One of the reasons that sports are so awesome is because in order to be successful you must be willing to challenge assumptions about yourself and others. To improve in athletics you always need to be ready to change and grow. And while this is an easy message for athletes, sometimes coaches can struggle to apply this same flexibility to their own lives.
With years of training others and always needing to be the strong voice in the room it can be hard for coaches to listen. Along with the routine teaching, coaches may also shut down and even become defensive as a result of the predictable challenges from parents, players and administration. Many coaches in fact, often take on a bunker mentality and can become easily stuck within their own approach or philosophy to the game.
Instead of being defensive and protective of your approach, it is beneficial to learn how to roll with the resistance and anger of others. The hostility and doubt of parents, athletic directors, and even spouses can feel overwhelming. Like the first wave you encounter on your way out to surf, the pressure will set you back unless you dive under it. Once you get through that initial set of breakers, the swells in the water will become much more settled and manageable. It is at this point that you can sit up on your surfboard and survey the horizon.

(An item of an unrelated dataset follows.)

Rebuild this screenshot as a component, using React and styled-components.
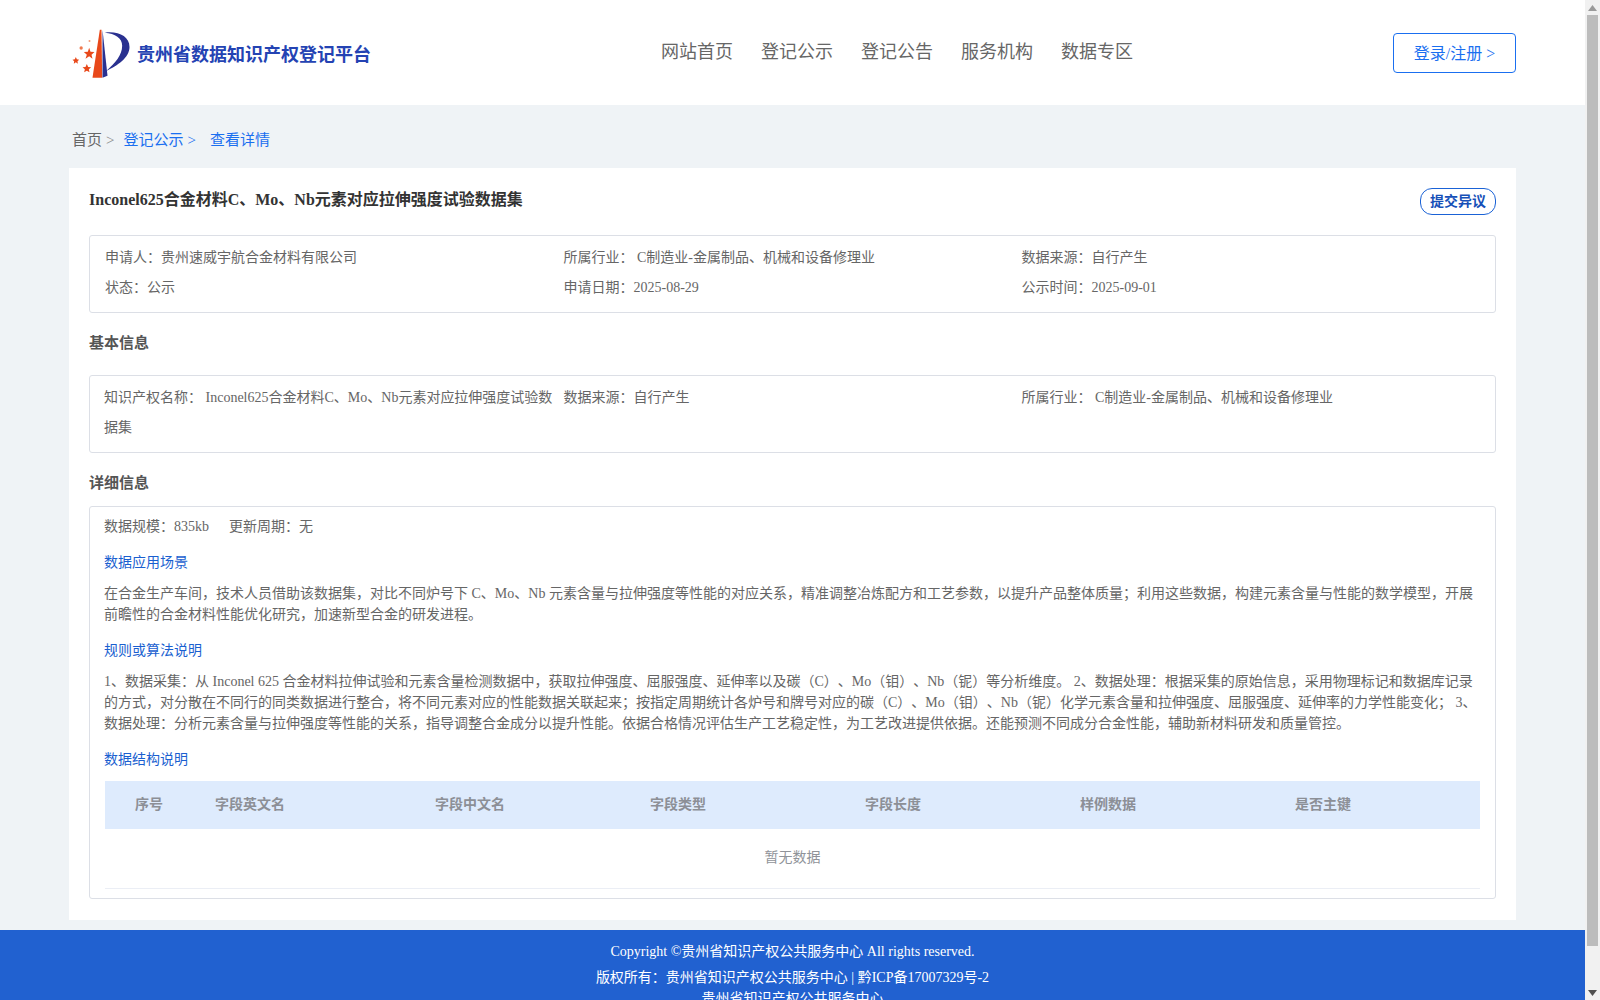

Once settled, take time to listen and learn rather than just react and teach. As parents, coaches and leaders we are well practiced at sharing our opinion. But if you want your coaching and parenting skills to expand it might be time to begin the process of receiving information. Add to your emotional bank account by giving people a chance to teach you. Start by recognizing that maybe you should not believe everything you think. Then begin collecting some opposing thoughts and approaches. With openness and flexibility you might just find some solutions and energy for this game.